Dinner tonight? Minestrone soup, and apple and banana. The joys of being home alone. Eat what I want, when I want, how I want.

What am I wearing? Black leggings and tight bright yellow lycra vest.

Make-up? None.

Foot wear? Bright orange nail polish.

My feelings? Exhausted, slightly anxious.

My thoughts? Tired, bored of my life, fed-up.

Plans for the evening? Bath, and bed; reading Lolita – amazing writing. Dazzling book.

What have I done today? Answered the damn phone at work – constantly. Stressed about Blue and I. Stressed about my future. Been aware of my recent doubts about everything; life, writing, stability, relationships - both with my friends and with Blue. Daddy’s good though. He’s happy. Thank God.

I've been fantasising about? Living an easy life. Being a successful writer. Earning a good income. Living in the countryside just outside Bath in a stone house surrounded by modern interiors and a healthy portion of antiques. Having a creative partner who is interesting and interested who adores me and I him. He is financially settled and is far more advanced in emotional balance than I am. I wish this could be Blue. He is the first half of the former statement – but the second part is not there yet.

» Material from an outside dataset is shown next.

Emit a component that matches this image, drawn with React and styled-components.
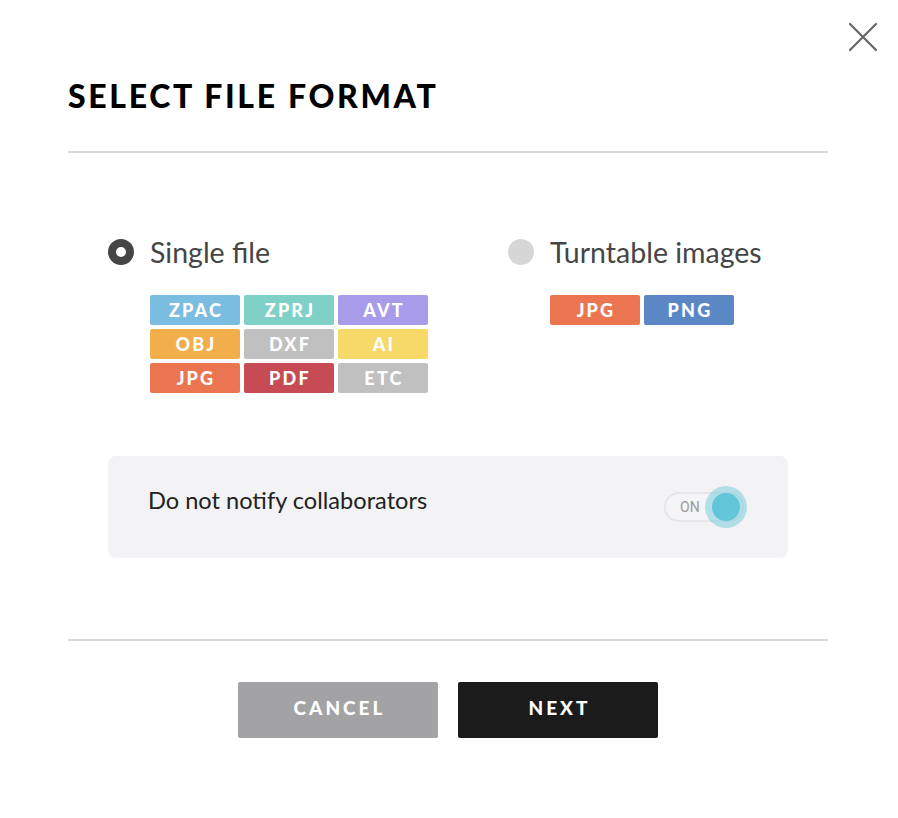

My plans for the next few days? Work, sleep and then on Friday, I intend to go to Yorkshire for the weekend.

What’s happening with Boy Blue? He is looking to move out as soon as possible. We’re a bit miserable. I'm finding things hard to cope with. My guess is that it will be in approximately a week. This I find upsetting. Not necessarily because we’re no longer going to be living in the same place –although I wish that our relationship was different and we could. But the reason I find this so upsetting is because yet again there is a lack of stability in our union, therefore, my life. This is draining. I lived with constant change for years before I ever met Blue and then things settled as I began to change, but now I’m in this relationship the whole ‘Things will be OK when such-and-such happens ’ routine, is back.

What am I going to do about this? Fuck knows. Do nothing, that’s what I’m going to do – nothing.

And why will I do nothing, you ask ..? Because I don't know what to do.

"When in doubt - don't." Alan Lane WCS c1996.